Your objective - Scan the material for the word "with", and copy each line where it shows up.

------------------------------------

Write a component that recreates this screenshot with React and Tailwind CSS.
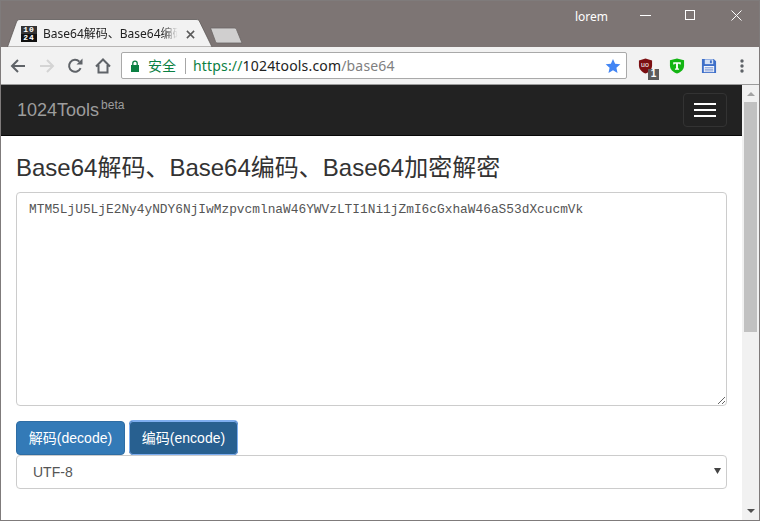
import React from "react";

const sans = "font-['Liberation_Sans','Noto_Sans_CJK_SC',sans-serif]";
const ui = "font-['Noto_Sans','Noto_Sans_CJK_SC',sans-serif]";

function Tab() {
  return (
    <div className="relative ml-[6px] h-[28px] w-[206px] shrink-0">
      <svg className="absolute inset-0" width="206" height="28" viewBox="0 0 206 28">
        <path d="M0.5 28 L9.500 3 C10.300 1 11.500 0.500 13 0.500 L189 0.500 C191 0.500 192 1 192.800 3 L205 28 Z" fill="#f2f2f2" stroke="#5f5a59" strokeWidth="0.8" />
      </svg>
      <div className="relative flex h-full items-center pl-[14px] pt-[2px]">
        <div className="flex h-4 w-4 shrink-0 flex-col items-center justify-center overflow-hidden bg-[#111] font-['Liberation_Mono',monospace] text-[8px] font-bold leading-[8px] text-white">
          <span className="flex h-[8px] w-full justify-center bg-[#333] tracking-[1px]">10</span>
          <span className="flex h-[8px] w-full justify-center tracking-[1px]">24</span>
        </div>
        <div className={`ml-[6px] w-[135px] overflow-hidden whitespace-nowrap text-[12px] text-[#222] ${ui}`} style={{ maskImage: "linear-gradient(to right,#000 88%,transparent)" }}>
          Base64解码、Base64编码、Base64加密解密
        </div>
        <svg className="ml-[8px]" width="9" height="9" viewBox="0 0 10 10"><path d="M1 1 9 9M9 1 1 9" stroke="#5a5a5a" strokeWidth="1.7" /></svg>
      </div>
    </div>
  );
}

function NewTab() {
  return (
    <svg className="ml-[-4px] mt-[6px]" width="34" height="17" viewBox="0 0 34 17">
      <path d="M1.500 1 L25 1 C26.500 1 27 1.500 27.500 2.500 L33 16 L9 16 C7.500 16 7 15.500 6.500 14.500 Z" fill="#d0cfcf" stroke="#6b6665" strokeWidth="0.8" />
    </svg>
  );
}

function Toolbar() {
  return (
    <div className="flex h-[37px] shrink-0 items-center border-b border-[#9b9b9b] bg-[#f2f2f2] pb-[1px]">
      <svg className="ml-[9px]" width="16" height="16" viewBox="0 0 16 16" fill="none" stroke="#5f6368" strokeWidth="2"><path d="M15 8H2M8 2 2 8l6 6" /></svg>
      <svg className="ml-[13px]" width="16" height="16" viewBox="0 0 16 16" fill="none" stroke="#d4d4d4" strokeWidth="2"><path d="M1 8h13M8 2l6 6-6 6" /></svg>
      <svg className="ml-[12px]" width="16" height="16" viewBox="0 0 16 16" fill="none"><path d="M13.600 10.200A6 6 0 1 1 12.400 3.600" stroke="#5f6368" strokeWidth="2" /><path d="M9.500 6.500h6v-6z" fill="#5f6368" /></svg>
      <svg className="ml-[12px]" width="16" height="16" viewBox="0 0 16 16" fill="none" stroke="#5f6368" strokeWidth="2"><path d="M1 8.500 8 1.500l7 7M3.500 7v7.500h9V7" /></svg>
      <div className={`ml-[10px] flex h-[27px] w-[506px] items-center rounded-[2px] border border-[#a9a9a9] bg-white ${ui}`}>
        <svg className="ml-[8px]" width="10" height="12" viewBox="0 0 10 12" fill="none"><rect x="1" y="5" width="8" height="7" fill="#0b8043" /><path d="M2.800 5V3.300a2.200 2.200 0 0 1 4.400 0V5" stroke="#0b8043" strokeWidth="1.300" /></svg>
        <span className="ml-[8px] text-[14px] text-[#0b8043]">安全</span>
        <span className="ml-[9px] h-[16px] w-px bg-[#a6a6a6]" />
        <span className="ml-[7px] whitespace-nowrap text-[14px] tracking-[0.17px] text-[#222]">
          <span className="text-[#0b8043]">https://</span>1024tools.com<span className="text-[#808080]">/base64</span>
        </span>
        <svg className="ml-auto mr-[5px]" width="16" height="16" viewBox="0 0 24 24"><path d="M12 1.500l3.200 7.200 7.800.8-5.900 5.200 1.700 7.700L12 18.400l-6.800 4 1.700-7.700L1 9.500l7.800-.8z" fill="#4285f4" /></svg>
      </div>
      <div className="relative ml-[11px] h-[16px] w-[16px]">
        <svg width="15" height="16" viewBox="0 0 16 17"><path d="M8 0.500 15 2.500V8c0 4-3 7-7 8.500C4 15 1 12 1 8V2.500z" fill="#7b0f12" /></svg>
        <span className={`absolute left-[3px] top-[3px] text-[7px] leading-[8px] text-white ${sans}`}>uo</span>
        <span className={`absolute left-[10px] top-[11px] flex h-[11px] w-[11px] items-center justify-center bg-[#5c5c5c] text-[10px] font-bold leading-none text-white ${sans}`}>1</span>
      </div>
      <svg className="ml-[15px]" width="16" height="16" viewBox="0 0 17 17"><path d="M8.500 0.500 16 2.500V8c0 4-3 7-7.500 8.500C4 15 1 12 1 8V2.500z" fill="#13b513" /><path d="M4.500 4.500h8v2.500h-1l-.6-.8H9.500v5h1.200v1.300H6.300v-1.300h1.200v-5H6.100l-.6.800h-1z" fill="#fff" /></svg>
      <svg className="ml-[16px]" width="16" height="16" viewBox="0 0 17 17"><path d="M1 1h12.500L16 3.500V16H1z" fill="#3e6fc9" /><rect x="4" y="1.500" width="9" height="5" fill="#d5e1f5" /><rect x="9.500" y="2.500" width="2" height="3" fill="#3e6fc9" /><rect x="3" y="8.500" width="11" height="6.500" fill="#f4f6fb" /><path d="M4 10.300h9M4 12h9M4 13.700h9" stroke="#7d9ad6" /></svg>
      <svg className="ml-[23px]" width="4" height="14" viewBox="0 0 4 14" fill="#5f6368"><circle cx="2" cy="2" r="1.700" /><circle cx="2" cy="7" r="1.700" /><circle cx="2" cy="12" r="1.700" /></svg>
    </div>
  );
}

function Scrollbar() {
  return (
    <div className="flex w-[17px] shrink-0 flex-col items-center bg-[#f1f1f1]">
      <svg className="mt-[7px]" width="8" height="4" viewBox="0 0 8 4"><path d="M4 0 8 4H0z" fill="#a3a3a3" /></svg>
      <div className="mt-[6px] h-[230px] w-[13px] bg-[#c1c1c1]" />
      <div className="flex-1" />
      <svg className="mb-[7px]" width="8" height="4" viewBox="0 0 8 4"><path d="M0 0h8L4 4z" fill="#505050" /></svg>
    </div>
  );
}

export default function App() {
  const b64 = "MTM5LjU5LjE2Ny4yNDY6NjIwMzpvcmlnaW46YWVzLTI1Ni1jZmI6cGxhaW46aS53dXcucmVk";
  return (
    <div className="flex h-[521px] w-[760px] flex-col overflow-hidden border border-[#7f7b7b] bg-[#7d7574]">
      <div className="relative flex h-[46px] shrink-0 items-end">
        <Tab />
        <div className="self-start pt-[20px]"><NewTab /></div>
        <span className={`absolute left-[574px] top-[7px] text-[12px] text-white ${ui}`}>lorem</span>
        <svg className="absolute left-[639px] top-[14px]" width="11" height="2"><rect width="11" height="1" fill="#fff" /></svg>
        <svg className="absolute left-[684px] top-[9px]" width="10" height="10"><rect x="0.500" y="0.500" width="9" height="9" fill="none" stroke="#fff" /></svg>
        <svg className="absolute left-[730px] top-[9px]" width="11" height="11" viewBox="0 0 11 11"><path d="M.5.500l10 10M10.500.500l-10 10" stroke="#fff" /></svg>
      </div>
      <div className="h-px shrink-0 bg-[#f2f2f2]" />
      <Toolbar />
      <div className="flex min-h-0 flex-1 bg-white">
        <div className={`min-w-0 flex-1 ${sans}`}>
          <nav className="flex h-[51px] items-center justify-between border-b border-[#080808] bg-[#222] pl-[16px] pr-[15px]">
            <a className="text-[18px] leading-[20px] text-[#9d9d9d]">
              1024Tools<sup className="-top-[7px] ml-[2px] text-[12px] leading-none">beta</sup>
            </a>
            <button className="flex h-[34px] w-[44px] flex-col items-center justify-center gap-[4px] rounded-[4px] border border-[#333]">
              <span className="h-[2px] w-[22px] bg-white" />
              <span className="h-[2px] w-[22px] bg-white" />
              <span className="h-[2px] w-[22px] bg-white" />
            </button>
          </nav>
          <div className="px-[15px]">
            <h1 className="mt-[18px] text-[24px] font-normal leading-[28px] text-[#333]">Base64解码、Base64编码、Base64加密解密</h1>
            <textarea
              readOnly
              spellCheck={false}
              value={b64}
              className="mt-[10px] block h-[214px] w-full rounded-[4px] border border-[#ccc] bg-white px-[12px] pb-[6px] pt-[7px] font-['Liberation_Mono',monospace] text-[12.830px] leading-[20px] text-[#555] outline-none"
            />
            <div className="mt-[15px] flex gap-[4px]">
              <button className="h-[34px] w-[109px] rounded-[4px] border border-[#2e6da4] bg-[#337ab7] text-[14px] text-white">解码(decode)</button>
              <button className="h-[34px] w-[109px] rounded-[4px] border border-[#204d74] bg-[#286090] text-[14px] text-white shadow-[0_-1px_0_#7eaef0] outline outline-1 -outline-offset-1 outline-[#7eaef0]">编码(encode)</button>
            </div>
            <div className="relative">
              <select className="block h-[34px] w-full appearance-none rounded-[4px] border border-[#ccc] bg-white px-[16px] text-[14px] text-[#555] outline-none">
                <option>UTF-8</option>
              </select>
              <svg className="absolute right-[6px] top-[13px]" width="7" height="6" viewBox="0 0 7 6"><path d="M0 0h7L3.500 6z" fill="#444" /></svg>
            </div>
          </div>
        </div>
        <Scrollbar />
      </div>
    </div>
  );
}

------------------------------------

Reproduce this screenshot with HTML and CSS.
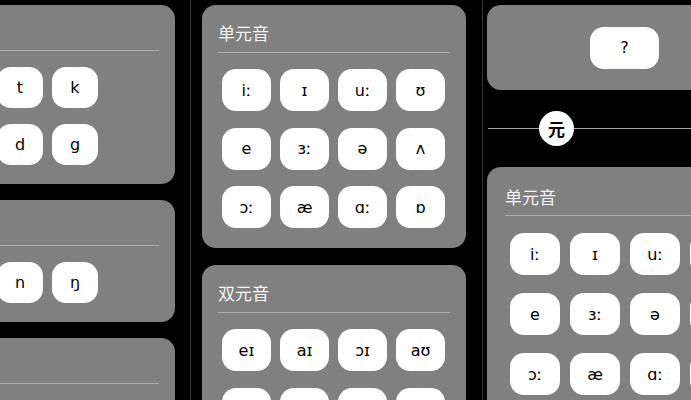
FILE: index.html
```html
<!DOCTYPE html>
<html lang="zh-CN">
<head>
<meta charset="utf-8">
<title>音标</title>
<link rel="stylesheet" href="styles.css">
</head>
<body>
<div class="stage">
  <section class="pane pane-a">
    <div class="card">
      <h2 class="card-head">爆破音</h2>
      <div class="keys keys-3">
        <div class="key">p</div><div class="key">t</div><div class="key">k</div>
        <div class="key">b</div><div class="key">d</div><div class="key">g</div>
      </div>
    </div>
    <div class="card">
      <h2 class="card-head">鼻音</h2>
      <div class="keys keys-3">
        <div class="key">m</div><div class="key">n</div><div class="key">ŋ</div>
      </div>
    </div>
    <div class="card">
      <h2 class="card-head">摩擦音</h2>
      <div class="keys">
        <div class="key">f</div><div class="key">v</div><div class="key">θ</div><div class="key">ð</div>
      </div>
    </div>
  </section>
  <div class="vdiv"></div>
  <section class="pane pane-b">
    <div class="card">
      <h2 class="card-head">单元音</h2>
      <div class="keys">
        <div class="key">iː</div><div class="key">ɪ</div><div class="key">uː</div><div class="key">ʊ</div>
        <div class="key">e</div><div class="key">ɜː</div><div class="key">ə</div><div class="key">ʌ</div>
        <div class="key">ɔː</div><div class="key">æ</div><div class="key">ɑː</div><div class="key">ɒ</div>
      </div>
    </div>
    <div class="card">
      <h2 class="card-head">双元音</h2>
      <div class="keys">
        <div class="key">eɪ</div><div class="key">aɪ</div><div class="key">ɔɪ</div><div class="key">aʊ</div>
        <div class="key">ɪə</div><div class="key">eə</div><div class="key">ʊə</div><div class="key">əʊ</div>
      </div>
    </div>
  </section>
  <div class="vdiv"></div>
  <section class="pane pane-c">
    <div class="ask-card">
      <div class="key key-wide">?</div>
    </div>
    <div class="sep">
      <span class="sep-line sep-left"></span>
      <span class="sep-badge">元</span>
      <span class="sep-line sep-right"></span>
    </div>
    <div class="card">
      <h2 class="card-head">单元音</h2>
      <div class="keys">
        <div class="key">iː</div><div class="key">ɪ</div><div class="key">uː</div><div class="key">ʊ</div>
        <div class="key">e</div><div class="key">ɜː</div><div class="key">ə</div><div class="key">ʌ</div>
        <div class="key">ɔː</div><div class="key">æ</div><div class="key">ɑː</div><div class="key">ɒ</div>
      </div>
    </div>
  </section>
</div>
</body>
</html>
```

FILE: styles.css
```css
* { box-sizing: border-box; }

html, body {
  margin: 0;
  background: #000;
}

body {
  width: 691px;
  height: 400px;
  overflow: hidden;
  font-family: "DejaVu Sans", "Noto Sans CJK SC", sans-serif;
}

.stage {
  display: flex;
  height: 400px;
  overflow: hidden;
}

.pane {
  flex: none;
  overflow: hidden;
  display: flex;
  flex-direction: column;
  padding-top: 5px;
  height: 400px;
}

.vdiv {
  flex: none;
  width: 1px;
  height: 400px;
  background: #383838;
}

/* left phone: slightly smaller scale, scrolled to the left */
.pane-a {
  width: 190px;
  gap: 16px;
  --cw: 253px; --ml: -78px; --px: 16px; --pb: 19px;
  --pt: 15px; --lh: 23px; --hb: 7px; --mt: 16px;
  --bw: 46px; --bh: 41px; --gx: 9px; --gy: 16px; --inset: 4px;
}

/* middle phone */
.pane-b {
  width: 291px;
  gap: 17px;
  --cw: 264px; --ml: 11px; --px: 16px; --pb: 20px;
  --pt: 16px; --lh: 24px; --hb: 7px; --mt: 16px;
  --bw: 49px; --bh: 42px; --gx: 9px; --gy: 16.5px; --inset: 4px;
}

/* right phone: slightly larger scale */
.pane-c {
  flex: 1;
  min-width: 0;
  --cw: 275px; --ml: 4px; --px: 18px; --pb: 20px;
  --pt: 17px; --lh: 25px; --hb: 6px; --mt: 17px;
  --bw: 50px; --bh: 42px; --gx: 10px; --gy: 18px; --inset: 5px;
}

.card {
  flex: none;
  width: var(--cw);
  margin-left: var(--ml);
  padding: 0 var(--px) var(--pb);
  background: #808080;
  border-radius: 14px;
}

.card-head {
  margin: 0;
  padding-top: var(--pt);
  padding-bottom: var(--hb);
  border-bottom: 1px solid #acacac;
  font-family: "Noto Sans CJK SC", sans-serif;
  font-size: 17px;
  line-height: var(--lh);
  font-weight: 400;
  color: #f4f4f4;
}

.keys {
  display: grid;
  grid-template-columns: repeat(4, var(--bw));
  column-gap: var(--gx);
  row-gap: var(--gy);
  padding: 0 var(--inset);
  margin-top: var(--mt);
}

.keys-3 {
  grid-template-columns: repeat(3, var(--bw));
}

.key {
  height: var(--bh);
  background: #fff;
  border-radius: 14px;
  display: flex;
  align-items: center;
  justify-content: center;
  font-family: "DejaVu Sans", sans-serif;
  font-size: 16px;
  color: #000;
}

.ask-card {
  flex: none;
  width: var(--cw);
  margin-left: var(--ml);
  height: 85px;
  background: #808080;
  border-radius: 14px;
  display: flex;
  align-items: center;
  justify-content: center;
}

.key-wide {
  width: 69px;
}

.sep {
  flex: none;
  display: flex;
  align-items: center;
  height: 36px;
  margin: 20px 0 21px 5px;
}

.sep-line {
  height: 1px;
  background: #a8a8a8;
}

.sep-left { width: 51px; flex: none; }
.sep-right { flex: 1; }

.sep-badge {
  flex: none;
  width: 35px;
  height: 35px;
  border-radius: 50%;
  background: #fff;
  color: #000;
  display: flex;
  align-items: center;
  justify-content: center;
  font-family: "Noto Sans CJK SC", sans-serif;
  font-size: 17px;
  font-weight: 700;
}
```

------------------------------------

Result of the task -
Write a component that recreates this screenshot with React and Tailwind CSS.
Reproduce this screenshot with HTML and CSS.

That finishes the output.